Becky Boo wrote:
I'm just happy that she has something to work on and is not just treading water for all of year 6 (even if we do have to do it at home).
Yu know they ain't treading water just because they don't sit a test. On the contrary, tests of this sort reduce what is taught.
The year six teachers I know get very frustrated at the constraints of SATS (and the pressure to get the school good scores) and are relieved when they are done with so that they can properly expand their pupils knowledge and skills.
Last year there was boycotting of the whole SAT system because of the constraints it puts on educating the pupils properly.
Puzzled that you would think teachers would waste a year of possible learning just because a test is not set. They will actually be teaching new stuff.

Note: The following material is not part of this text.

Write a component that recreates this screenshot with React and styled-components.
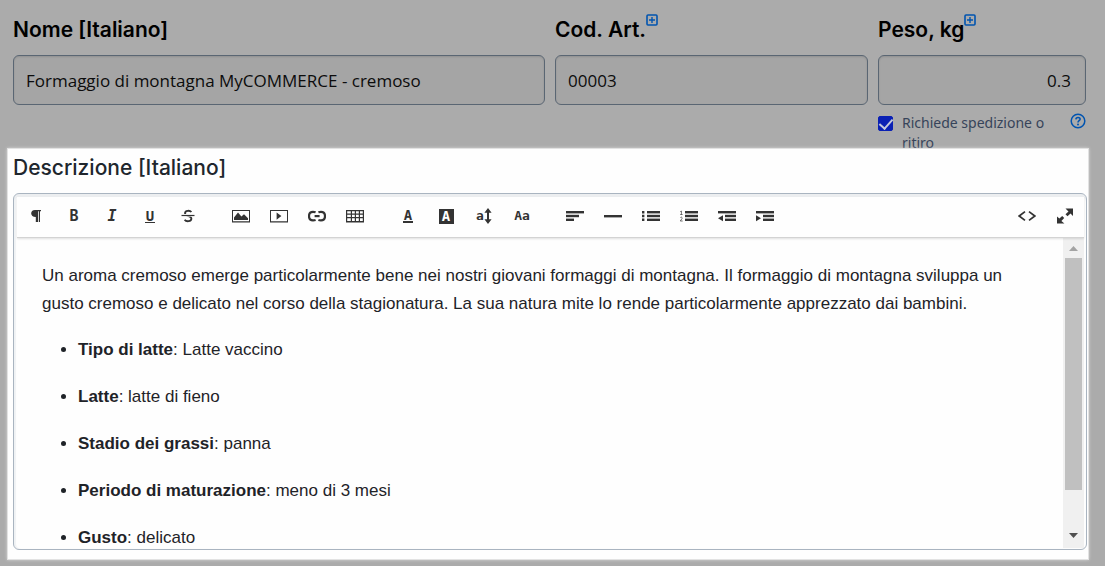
import { useState } from "react"
import styled, { createGlobalStyle } from "styled-components"

const GlobalStyle = createGlobalStyle`
  * {
    box-sizing: border-box;
  }

  body {
    margin: 0;
    background-color: #ababab;
  }
`;

const Page = styled.main`
  padding-bottom: 7px;
  font-family: "Noto Sans", sans-serif;
`;

const Fields = styled.form`
  display: grid;
  grid-template-columns: 532fr 313fr 208fr;
  gap: 10px;
  padding: 14px 19px 0 13px;
`;

const Field = styled.div`
  min-width: 0;
`;

const LabelRow = styled.div`
  display: flex;
  align-items: flex-start;
  margin-bottom: 9px;
`;

const Label = styled.label`
  font-family: Inter, sans-serif;
  font-size: 21px;
  font-weight: 600;
  line-height: 32px;
  color: #000;
`;

const IconButton = styled.button`
  display: flex;
  flex: none;
  padding: 0;
  border: none;
  background: none;
  color: #0054b0;
  cursor: pointer;
`;

const Input = styled.input`
  display: block;
  width: 100%;
  height: 50px;
  padding: 0 ${(props) => (props.$align === "right" ? "14px" : "12px")};
  border: 1px solid #5a6673;
  border-radius: 6px;
  background-color: #a5a5a5;
  box-shadow: inset 0 1px 2px rgba(0, 0, 0, 0.12);
  font-family: "Open Sans", sans-serif;
  font-size: 17px;
  color: #0c0c0c;
  text-align: ${(props) => props.$align || "left"};
`;

const ShippingRow = styled.div`
  display: flex;
  align-items: flex-start;
  gap: 9px;
  margin-top: 8px;
`;

const Checkbox = styled.input`
  appearance: none;
  display: grid;
  place-items: center;
  flex: none;
  width: 15px;
  height: 15px;
  margin: 3px 0 0;
  border: 1px solid #0a20b4;
  border-radius: 2px;

  &:checked {
    background-color: #0a20b4;
  }

  &:checked::after {
    content: "";
    width: 6px;
    height: 11px;
    border: solid #c4c8dc;
    border-width: 0 2px 2px 0;
    transform: translateY(-1px) rotate(42deg);
  }
`;

const ShippingLabel = styled.label`
  flex: 1;
  font-size: 14px;
  line-height: 20px;
  color: #37445a;
`;

const Panel = styled.section`
  position: relative;
  margin: -5px 16px 0 7px;
  padding: 3px 1px 9px 5px;
  border: 1px solid #e2e2e2;
  background-color: #fefefe;
  box-shadow: 0 0 3px rgba(255, 255, 255, 0.5);
`;

const PanelTitle = styled.h2`
  margin: 0 0 9px;
  font-family: Inter, sans-serif;
  font-size: 21px;
  font-weight: 500;
  line-height: 32px;
  color: #20262d;
`;

const Editor = styled.div`
  padding: 3px 2px 1px 3px;
  border: 1px solid #a9b4c0;
  border-radius: 6px;
  background-color: #fefefe;
  box-shadow: inset 0 3px 1px #eceef0, inset 2px 0 1px #f0f2f4;
`;

const Toolbar = styled.div`
  position: relative;
  display: flex;
  gap: 15px;
  height: 41px;
  border-bottom: 1px solid #d3d3d3;
  background-color: #fefefe;
  box-shadow: 0 1px 2px rgba(0, 0, 0, 0.12);
`;

const Group = styled.div`
  display: flex;
  margin-left: ${(props) => (props.$end ? "auto" : "0")};
`;

const Tool = styled.button`
  display: flex;
  align-items: center;
  justify-content: center;
  width: 38px;
  height: 38px;
  padding: 0;
  border: none;
  background: none;
  color: #333;
  cursor: pointer;
`;

const Glyph = styled.span`
  font-family: "DejaVu Sans Mono", monospace;
  font-size: ${(props) => props.$size || 14}px;
  font-weight: bold;
  font-style: ${(props) => (props.$italic ? "italic" : "normal")};
  line-height: 14px;
`;

const Underlined = styled(Glyph)`
  padding: 0 1px;
  border-bottom: ${(props) => props.$bar || 1}px solid #333;
  line-height: 12px;
`;

const Inverse = styled(Glyph)`
  width: 15px;
  height: 15px;
  background-color: #333;
  color: #fff;
  line-height: 15px;
  text-align: center;
`;

const Body = styled.div`
  display: flex;
  height: 310px;
`;

const Content = styled.div`
  flex: 1;
  overflow: hidden;
  padding: 24px 25px 0;
  outline: none;
  font-family: "Liberation Sans", Arial, sans-serif;
  font-size: 17px;
  line-height: 28px;
  color: #1f2328;

  p {
    margin: 0 0 18px;
  }

  ul {
    margin: 0;
    padding-left: 36px;
  }

  li {
    margin-bottom: 19px;
  }
`;

const Scrollbar = styled.div`
  display: flex;
  flex-direction: column;
  align-items: center;
  width: 21px;
  padding-bottom: 3px;
  background-color: #f0f0f0;
`;

const ScrollButton = styled.button`
  display: flex;
  align-items: center;
  justify-content: center;
  width: 17px;
  height: 20px;
  padding: 0;
  border: none;
  background: none;
  color: ${(props) => (props.disabled ? "#a3a3a3" : "#505050")};
`;

const Track = styled.div`
  flex: 1;
  width: 17px;
`;

const Thumb = styled.div`
  height: 87%;
  background-color: #c0c0c0;
`;

const Icon = ({ width = 18, height = 16, children }) => (
  <svg width={width} height={height} viewBox={`0 0 ${width} ${height}`} fill="currentColor" aria-hidden="true">
    {children}
  </svg>
)

const PlusIcon = () => (
  <Icon width={12} height={12}>
    <rect x="1" y="1" width="10" height="10" rx="1" fill="none" stroke="currentColor" strokeWidth="1.6" />
    <path d="M5.3 3h1.4v2.3H9v1.4H6.700V9H5.300V6.700H3V5.300h2.300z" />
  </Icon>
)

const HelpIcon = () => (
  <Icon width={16} height={16}>
    <circle cx="8" cy="8" r="6.8" fill="none" stroke="currentColor" strokeWidth="1.5" />
    <path d="M5.9 6.4C6 3.8 10.2 4 10.1 6.3 10 7.7 8 7.8 8 9.5" fill="none" stroke="currentColor" strokeWidth="1.6" />
    <circle cx="8" cy="11.5" r="1" />
  </Icon>
)

const lines = (rows) => rows.map(([x, y, w]) => <rect key={y} x={x} y={y} width={w} height="2.4" />)

const groups = [
  [
    ["Formato paragrafo", <Icon><path d="M8 2h6v1.2h-1V14h-1.2V3.2H11V14H8.8V9C2.8 9 2.8 2 8 2z" /></Icon>],
    ["Grassetto", <Glyph $size={15}>B</Glyph>],
    ["Corsivo", <Glyph $size={15} $italic>I</Glyph>],
    ["Sottolineato", <Underlined>U</Underlined>],
    ["Barrato", (
      <Icon>
        <path d="M12.4 4C11 2.2 6 2.2 6 5.2 6 8.4 12.4 7.2 12.4 10.6 12.4 13.8 7.2 14 5.6 11.8" fill="none" stroke="currentColor" strokeWidth="1.8" />
        <path d="M2.5 7.3h13" stroke="#fefefe" strokeWidth="2.6" />
        <path d="M2.5 7.5h13" stroke="currentColor" strokeWidth="1.2" />
      </Icon>
    )],
  ],
  [
    ["Immagine", (
      <Icon>
        <path d="M0 2h18v12.6H0zM1 3v10.2h16V3z" fillRule="evenodd" />
        <path d="M2 12V9.5L6 4.6l3.4 4L12 6.2l4 4V12z" />
      </Icon>
    )],
    ["Video", (
      <Icon>
        <path d="M0 2h18v12.6H0zM1 3v10.2h16V3z" fillRule="evenodd" />
        <path d="M6.6 4.4v7.4l4.8-3.7z" />
      </Icon>
    )],
    ["Link", (
      <Icon>
        <g fill="none" stroke="currentColor" strokeWidth="2.2">
          <path d="M7.6 4.2C6.8 3.9 6 3.8 5 3.8 2.4 3.8 1 5.6 1 8.1s1.4 4.3 4 4.3c1 0 1.8-.1 2.6-.4M10.4 4.2c.8-.3 1.6-.4 2.6-.4 2.6 0 4 1.8 4 4.3s-1.4 4.3-4 4.3c-1 0-1.8-.1-2.6-.4" />
          <path d="M6.6 8.1h5" />
        </g>
      </Icon>
    )],
    ["Tabella", (
      <Icon>
        <path d="M0 2h18v12.6H0zM1.2 3.2v2.3h3.6V3.2zm4.8 0v2.3h2.8V3.2zm4 0v2.3h2.8V3.2zm4 0v2.3h2.8V3.2zM1.2 6.7V9h3.6V6.7zm4.8 0V9h2.8V6.7zm4 0V9h2.8V6.7zm4 0V9h2.8V6.7zM1.2 10.2v2.8h3.6v-2.8zm4.8 0v2.8h2.8v-2.8zm4 0v2.8h2.8v-2.8zm4 0v2.8h2.8v-2.8z" fillRule="evenodd" />
      </Icon>
    )],
  ],
  [
    ["Colore testo", <Underlined $bar={2}>A</Underlined>],
    ["Colore sfondo", <Inverse>A</Inverse>],
    ["Dimensione testo", (
      <>
        <Glyph $size={13}>a</Glyph>
        <Icon width={8}><path d="M4 0l3.6 4.8H5v6.4h2.6L4 16 .4 11.2H3V4.8H.4z" /></Icon>
      </>
    )],
    ["Carattere", <Glyph $size={13}>Aa</Glyph>],
  ],
  [
    ["Allinea", <Icon>{lines([[0, 3, 18], [0, 6.8, 13], [0, 10.6, 8]])}</Icon>],
    ["Linea orizzontale", <Icon>{lines([[0, 7, 18]])}</Icon>],
    ["Elenco puntato", (
      <Icon>
        {lines([[5, 3, 13], [5, 6.8, 13], [5, 10.6, 13]])}
        <path d="M0 3h2.4v2.4H0zM0 6.8h2.4v2.4H0zM0 10.6h2.4V13H0z" />
      </Icon>
    )],
    ["Elenco numerato", (
      <Icon>
        {lines([[5, 3, 13], [5, 6.8, 13], [5, 10.6, 13]])}
        <path d="M.3 3.6L1.4 3v3.500M.2 6.5h2.4M.3 9.8c.6-1.200 2.200-.7 1.800.6L.3 13h2.4" fill="none" stroke="currentColor" strokeWidth=".7" />
      </Icon>
    )],
    ["Riduci rientro", (
      <Icon>
        {lines([[0, 3, 18], [7, 6.8, 11], [7, 10.6, 11]])}
        <path d="M5 7.2v6L0 10.200z" />
      </Icon>
    )],
    ["Aumenta rientro", (
      <Icon>
        {lines([[0, 3, 18], [7, 6.8, 11], [7, 10.6, 11]])}
        <path d="M0 7.2v6l5-3z" />
      </Icon>
    )],
  ],
  [
    ["Codice HTML", <Icon><path d="M7 3.6L1.2 8 7 12.4M11 3.6L16.8 8 11 12.4" fill="none" stroke="currentColor" strokeWidth="1.7" /></Icon>],
    ["Schermo intero", (
      <Icon width={16}>
        <path d="M8.500.6H16V8l-2.500-2.400-3 2.600-2-2 3-2.700zM0 8.400l2.400 2.200 2.800-2.600 2 2-2.800 2.900 3 2.700H0z" />
      </Icon>
    )],
  ],
]

const details = [
  ["Tipo di latte", "Latte vaccino"],
  ["Latte", "latte di fieno"],
  ["Stadio dei grassi", "panna"],
  ["Periodo di maturazione", "meno di 3 mesi"],
  ["Gusto", "delicato"],
]

const App = () => {
  const [data, setData] = useState({
    name: "Formaggio di montagna MyCOMMERCE - cremoso",
    sku: "00003",
    weight: "0.3",
    shipping: true,
  })

  const handleChange = (e) => {
    const { name, value, type, checked } = e.target
    setData((prev) => {
      return { ...prev, [name]: type === "checkbox" ? checked : value }
    })
  }

  return (
    <Page>
      <GlobalStyle />
      <Fields>
        <Field>
          <LabelRow>
            <Label htmlFor="name">Nome [Italiano]</Label>
          </LabelRow>
          <Input id="name" name="name" type="text" value={data.name} onChange={handleChange} />
        </Field>
        <Field>
          <LabelRow>
            <Label htmlFor="sku">Cod. Art.</Label>
            <IconButton type="button" aria-label="Aggiungi codice"><PlusIcon /></IconButton>
          </LabelRow>
          <Input id="sku" name="sku" type="text" value={data.sku} onChange={handleChange} />
        </Field>
        <Field>
          <LabelRow>
            <Label htmlFor="weight">Peso, kg</Label>
            <IconButton type="button" aria-label="Aggiungi peso"><PlusIcon /></IconButton>
          </LabelRow>
          <Input id="weight" name="weight" type="text" $align="right" value={data.weight} onChange={handleChange} />
          <ShippingRow>
            <Checkbox id="shipping" name="shipping" type="checkbox" checked={data.shipping} onChange={handleChange} />
            <ShippingLabel htmlFor="shipping">Richiede spedizione o ritiro</ShippingLabel>
            <IconButton type="button" aria-label="Aiuto"><HelpIcon /></IconButton>
          </ShippingRow>
        </Field>
      </Fields>

      <Panel>
        <PanelTitle id="description">Descrizione [Italiano]</PanelTitle>
        <Editor>
          <Toolbar role="toolbar">
            {groups.map((tools, i) => (
              <Group key={i} $end={i === groups.length - 1}>
                {tools.map(([title, icon]) => (
                  <Tool key={title} type="button" aria-label={title}>{icon}</Tool>
                ))}
              </Group>
            ))}
          </Toolbar>
          <Body>
            <Content contentEditable suppressContentEditableWarning spellCheck={false} role="textbox" aria-multiline="true" aria-labelledby="description">
              <p>
                Un aroma cremoso emerge particolarmente bene nei nostri giovani formaggi di montagna. Il formaggio di montagna sviluppa un gusto cremoso e delicato nel corso della stagionatura. La sua natura mite lo rende particolarmente apprezzato dai bambini.
              </p>
              <ul>
                {details.map(([title, text]) => (
                  <li key={title}><strong>{title}</strong>: {text}</li>
                ))}
              </ul>
            </Content>
            <Scrollbar>
              <ScrollButton type="button" aria-label="Scorri su" disabled>
                <Icon width={9} height={5}><path d="M4.5 0L9 5H0z" /></Icon>
              </ScrollButton>
              <Track><Thumb /></Track>
              <ScrollButton type="button" aria-label="Scorri giù">
                <Icon width={9} height={5}><path d="M4.5 5L9 0H0z" /></Icon>
              </ScrollButton>
            </Scrollbar>
          </Body>
        </Editor>
      </Panel>
    </Page>
  )
}

export default App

Primary teachers are not qualified to teach level 6 and in the past this spoiled some of the fun in Year 7. The level 6s in Y7 already knew about pi so could not do the measurement of circular objects etc and missed out - OK they did do Buffon's needle experiment (not with needles I hasten to add!) but they did miss out as they had just been taught the formula and no background history etc.
Bit of a sweeping assumption there Guest55, my Y6 teacher's Maths degree no good then? Primary teachers come from a vast range of backgrounds.
Would not dream of teaching something without a proper background explanation. Would not either let some very bright pupil tread water for a year just because next year they might go through something in more detail. Why couldn't they do the measurements of circular objects? Particularly since you feel they had not had adequate teaching on it and should have had the extra depth?
My Reception teacher has some pupils who know how to read before they reach school. This does not mean they should be adversely effected when in her class does it? My DD read fluently before school because she showed an interest. School took her on from where she was.
Didn't Lazzarini cheat with his choice of needle length anyway?